• EXERCISE DIRECTIONS
Skip the pictures, please, and write out exactly the lines from the opening of the data through the line containing "string; value: string;".

• RECORDS SHOWN
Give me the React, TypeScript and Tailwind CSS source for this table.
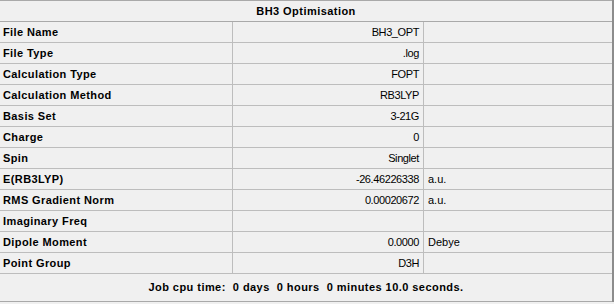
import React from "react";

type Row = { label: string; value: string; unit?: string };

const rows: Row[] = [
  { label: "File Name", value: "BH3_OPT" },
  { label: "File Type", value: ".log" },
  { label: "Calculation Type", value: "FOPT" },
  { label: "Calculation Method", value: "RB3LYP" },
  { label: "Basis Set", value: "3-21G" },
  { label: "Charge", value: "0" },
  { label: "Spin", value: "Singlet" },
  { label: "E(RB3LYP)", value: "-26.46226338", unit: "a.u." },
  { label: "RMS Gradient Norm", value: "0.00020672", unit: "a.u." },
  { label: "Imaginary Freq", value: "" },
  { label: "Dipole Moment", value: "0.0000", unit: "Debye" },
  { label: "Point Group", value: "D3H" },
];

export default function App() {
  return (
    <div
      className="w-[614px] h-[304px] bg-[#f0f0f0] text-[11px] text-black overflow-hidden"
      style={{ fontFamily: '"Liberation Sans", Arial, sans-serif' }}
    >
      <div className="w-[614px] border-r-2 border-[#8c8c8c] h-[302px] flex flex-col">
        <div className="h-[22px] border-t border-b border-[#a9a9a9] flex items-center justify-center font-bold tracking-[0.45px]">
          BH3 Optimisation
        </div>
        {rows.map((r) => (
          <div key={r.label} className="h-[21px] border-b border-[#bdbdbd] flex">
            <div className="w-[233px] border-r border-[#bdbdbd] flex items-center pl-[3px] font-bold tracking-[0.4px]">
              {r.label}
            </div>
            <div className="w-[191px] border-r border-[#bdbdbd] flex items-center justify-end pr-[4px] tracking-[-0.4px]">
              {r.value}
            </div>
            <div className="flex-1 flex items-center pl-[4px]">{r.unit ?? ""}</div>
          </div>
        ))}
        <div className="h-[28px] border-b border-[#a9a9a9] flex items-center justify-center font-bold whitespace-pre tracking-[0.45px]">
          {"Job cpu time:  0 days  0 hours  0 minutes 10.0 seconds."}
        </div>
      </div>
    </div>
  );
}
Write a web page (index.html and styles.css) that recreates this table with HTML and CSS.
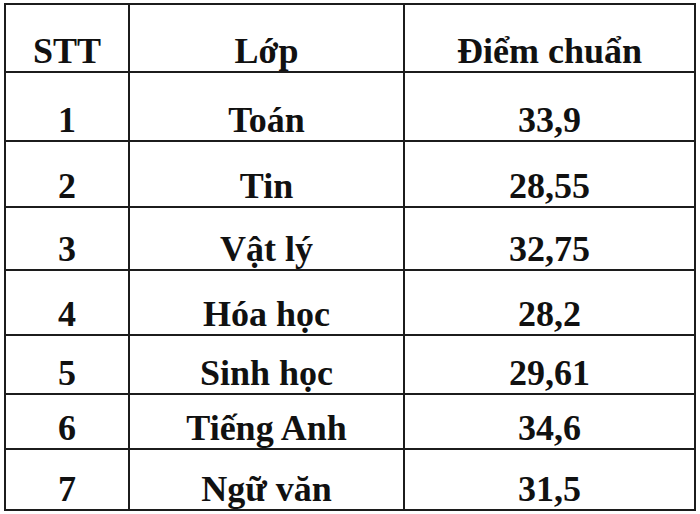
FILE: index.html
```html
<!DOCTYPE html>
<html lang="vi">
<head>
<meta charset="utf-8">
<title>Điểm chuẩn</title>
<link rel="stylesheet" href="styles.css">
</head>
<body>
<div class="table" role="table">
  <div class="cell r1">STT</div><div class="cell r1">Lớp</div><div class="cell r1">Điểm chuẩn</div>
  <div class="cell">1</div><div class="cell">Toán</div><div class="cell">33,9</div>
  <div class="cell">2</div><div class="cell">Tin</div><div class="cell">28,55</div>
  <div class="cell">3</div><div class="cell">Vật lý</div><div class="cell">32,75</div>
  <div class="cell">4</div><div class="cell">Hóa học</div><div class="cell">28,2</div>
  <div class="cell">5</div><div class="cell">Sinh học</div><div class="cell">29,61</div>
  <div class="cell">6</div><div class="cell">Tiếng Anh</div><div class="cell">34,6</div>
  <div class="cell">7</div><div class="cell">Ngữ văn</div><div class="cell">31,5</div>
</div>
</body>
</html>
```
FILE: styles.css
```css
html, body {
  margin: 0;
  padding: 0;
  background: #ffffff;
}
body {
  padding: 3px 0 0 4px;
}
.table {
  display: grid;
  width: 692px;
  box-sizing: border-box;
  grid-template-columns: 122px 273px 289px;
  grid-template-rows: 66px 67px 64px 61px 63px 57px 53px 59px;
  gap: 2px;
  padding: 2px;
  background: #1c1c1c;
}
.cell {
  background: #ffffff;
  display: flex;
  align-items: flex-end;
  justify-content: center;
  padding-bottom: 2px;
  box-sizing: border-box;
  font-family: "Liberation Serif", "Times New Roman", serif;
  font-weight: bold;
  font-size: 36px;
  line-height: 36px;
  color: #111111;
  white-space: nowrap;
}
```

• CORRECT RESULT
Give me the React, TypeScript and Tailwind CSS source for this table.
import React from "react";

type Row = { label: string; value: string; unit?: string };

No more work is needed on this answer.